Copy every line that contains the string "Tailwind" from the entries below.

- **DATA EXCERPTS**:
↓↓↓
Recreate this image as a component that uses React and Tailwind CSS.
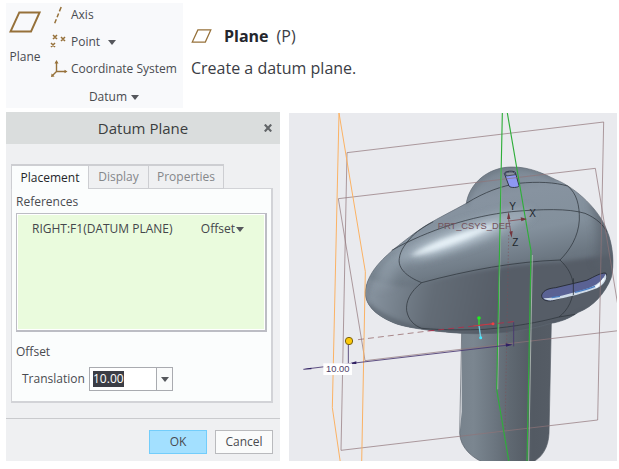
↑↑↑
↓↓↓
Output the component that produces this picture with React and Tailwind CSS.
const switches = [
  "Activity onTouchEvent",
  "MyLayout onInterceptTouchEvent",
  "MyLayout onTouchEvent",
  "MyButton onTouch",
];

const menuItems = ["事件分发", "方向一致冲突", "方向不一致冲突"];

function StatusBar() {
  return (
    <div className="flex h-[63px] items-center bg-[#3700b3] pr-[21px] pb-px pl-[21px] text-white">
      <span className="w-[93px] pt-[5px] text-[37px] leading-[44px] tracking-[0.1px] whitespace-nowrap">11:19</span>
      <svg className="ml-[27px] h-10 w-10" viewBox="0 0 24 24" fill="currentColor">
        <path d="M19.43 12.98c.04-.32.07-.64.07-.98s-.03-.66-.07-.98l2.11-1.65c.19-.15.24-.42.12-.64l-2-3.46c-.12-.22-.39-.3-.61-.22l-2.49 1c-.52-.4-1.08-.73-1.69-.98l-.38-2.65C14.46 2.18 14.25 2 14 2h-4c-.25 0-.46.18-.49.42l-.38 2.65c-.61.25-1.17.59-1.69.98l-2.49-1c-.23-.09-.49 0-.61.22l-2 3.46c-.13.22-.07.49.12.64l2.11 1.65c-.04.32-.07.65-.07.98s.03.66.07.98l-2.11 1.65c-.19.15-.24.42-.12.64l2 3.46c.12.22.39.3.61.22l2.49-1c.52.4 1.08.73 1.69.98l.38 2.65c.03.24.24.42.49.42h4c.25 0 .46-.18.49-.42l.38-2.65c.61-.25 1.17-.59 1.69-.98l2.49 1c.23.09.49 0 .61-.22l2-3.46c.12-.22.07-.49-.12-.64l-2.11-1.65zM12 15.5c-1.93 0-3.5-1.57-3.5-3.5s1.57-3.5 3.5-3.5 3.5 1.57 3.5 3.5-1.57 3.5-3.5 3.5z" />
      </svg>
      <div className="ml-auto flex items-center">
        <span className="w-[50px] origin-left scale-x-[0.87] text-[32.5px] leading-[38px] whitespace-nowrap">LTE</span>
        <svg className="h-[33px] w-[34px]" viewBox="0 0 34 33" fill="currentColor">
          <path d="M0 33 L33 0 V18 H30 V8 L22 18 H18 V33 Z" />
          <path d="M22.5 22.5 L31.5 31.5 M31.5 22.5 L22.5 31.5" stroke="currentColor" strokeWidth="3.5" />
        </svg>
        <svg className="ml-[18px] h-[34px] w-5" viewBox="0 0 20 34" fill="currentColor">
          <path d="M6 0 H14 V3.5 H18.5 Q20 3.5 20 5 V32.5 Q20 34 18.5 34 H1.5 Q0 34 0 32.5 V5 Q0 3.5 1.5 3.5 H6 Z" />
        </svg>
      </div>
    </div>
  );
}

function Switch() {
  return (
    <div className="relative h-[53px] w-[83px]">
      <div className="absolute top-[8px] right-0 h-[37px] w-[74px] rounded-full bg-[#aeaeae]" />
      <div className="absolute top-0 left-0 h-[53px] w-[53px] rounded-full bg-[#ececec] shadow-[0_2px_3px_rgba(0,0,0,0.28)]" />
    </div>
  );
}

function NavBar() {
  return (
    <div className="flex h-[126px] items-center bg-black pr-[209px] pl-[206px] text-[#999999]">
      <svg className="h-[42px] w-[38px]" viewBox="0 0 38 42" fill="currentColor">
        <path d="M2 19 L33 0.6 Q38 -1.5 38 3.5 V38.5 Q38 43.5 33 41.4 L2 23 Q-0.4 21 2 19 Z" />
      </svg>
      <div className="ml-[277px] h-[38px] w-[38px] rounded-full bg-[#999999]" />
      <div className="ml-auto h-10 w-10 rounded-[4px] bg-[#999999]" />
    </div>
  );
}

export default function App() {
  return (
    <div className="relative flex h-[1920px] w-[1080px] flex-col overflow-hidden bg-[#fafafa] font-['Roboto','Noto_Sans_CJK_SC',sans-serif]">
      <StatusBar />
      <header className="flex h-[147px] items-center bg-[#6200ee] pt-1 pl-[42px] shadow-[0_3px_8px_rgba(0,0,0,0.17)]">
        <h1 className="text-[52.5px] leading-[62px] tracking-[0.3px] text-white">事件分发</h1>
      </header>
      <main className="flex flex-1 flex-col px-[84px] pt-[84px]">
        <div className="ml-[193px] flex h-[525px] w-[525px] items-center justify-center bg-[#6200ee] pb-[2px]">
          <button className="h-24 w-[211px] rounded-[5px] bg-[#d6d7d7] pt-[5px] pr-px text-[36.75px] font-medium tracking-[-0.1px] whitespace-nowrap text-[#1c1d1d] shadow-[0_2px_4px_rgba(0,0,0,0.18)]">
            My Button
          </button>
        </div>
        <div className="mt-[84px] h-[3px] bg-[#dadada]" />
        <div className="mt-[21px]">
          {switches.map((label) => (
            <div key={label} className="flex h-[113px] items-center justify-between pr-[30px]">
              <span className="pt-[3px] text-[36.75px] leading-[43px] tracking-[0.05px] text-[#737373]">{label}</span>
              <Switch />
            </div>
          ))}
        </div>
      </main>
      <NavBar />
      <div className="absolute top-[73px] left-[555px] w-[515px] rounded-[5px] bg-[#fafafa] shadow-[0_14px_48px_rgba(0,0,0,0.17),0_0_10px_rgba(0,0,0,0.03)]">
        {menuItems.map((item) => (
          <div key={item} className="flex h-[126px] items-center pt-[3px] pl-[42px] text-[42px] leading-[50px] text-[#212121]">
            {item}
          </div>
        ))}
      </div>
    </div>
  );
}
↑↑↑
- **SOLUTION TO THE EXERCISE**:
Recreate this image as a component that uses React and Tailwind CSS.
Output the component that produces this picture with React and Tailwind CSS.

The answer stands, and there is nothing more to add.